In the moments before a race begins, while other competitive swimmers are pumping themselves up with music or mantras, 16-year-old Phoebe Bacon can be found laughing behind the starting block. It’s not until seconds before she enters the water that the Chevy Chase teen switches into race mode. “Whether I’m on the swim deck or in the ready room, I’m goofing off,” says Bacon, who adds that her only prerace ritual is to have fun during the 10 or 15 minutes before a race. “Trying to swim scared or stressed is hard.”
Once the starting signal sounds, Bacon is all business, leading her to dominate local competition and achieve the kind of performances that have earned her a spot on the USA Swimming national team and a Fédération Internationale de Natation world ranking of 16th in her specialty, the 100-meter backstroke. Having already qualified for the 2020 Olympic trials at the USA Swimming Winter Nationals last November, Bacon, a rising senior at Stone Ridge School of the Sacred Heart in Bethesda, has her sights set on representing the United States at the Tokyo Games next summer.
Even at a young age, Bacon approached the sport in a unique way. She began swimming as a toddler at the Tallyho Swim & Tennis Club in Potomac. By age 4, she had accomplished her first stroke—the butterfly—and was third fastest in the age 8 and under group of the Montgomery County Swim League. As a young swimmer, Bacon brought her bright and energetic personality to the pool and set her own dress code, choosing to swim in shorts and shirts instead of traditional racing suits, according to Nation’s Capital Swim Club (NCAP) coach Mary Dowling.

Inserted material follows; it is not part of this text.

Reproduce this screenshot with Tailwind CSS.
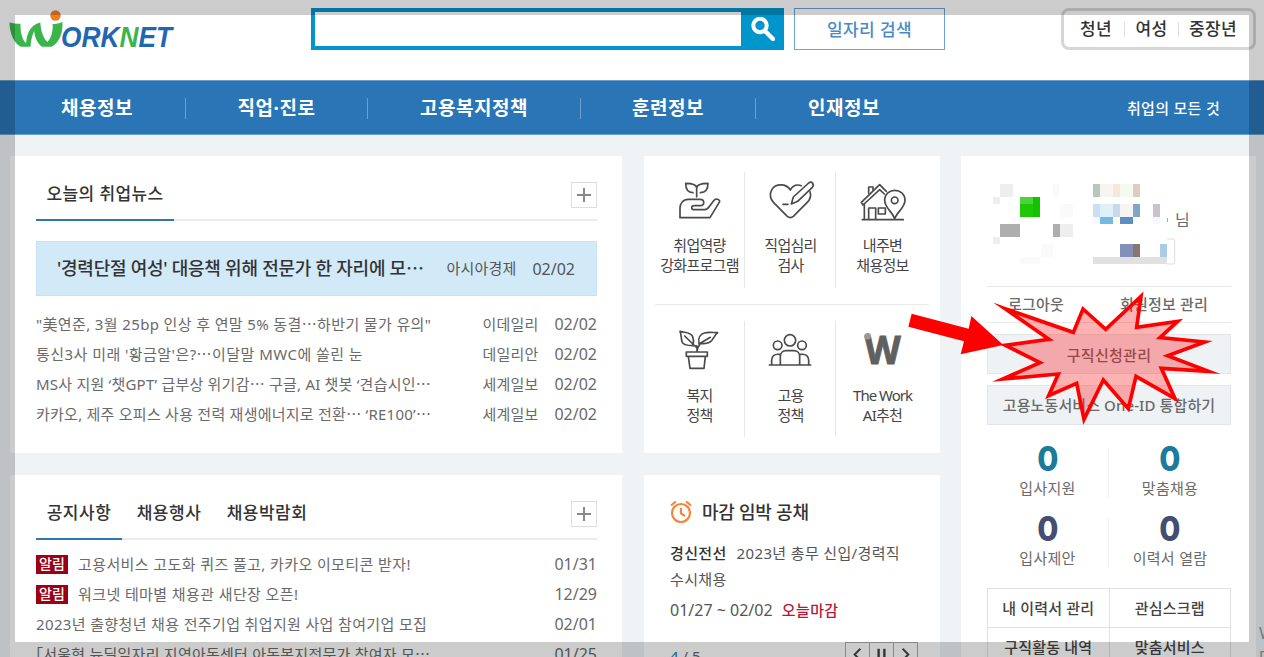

Dowling, who coached Bacon from ages 7 to 12, says the teen’s potential was evident early on. “She’s special,” Dowling says. “She’s the whole package—she has the desire, the work effort, the drive and the love.”
Bacon still swims with NCAP in addition to competing for Stone Ridge, the same club and school that trained Olympic gold medalist Katie Ledecky. Bacon and Ledecky, 22, became acquainted as elementary school students at Little Flower School in Bethesda, and have become closer as they’ve grown older and their paths have continued to intersect. “I’ll always find her at meets and cheer for her, and she always makes an effort to cheer for me,” says Bacon, who is breaking Stone Ridge swimming records, including those held by Ledecky. “She’s such a nice, caring person. I’ve always looked up to her.”
Away from the pool, Bacon is in many ways an average teenager. She spends her weekends hiking the Billy Goat Trail in the C&O Canal National Historical Park, listening to country singers Luke Bryan and Jason Aldean, and stopping by Bethesda’s Tastee Diner for chicken tenders. (“They have the best in the area,” says Bacon, who has three siblings, ages 20, 18 and 12, all of whom swam competitively.) At home, she’s often engaged in some kind of project with her father, Tim. The two have built a surfboard and a rock climbing wall over the years, and are currently fixing up a 1993 Jeep Cherokee for Bacon to drive.
When she was younger, Bacon ran cross country and played soccer, basketball, ice hockey and lacrosse—in addition to swimming competitively. But when she qualified for the 2016 Olympic trials just before her 14th birthday, she realized that swimming might be more than just another extracurricular sport. “One of the first people I saw at the trials was Michael Phelps,” says Bacon, who placed 83rd out of 164 competitors in the 100-meter backstroke. “All I kept thinking was, ‘I can’t wait to be here in four years.’ ”
Bacon approaches her Olympic pursuit the same way she approaches each race—with her trademark ease. “She’s got a lot of self-confidence, but she’s not obnoxious. She’s just strong and confident,” says Bacon’s mother, Philippa.
This summer, Bacon will compete against some of the world’s best swimmers at the Pan American Games in Peru, but she says she’s not often starstruck in the pool. “We’re both here for the same reason—to swim,” Bacon says of her competition. “They may have a gold medal, but we’re in the same heat.”
To prepare for her upcoming meets, Bacon trains for more than 20 hours each week, juggling those responsibilities with school work (math is her favorite subject) and spending time with her friends. “I see her getting a lot better as long as she’s doing what she needs to do and having as much fun doing it,” NCAP coach Tim Kelly says of Bacon, who will swim for the University of Wisconsin-Madison in the fall of 2020. “She’s not afraid to work hard, so the future is what she wants it to be.”
And if Bacon has her way, her future will include a trip to Tokyo as a member of Team USA. “Every day I get more and more excited,” she says.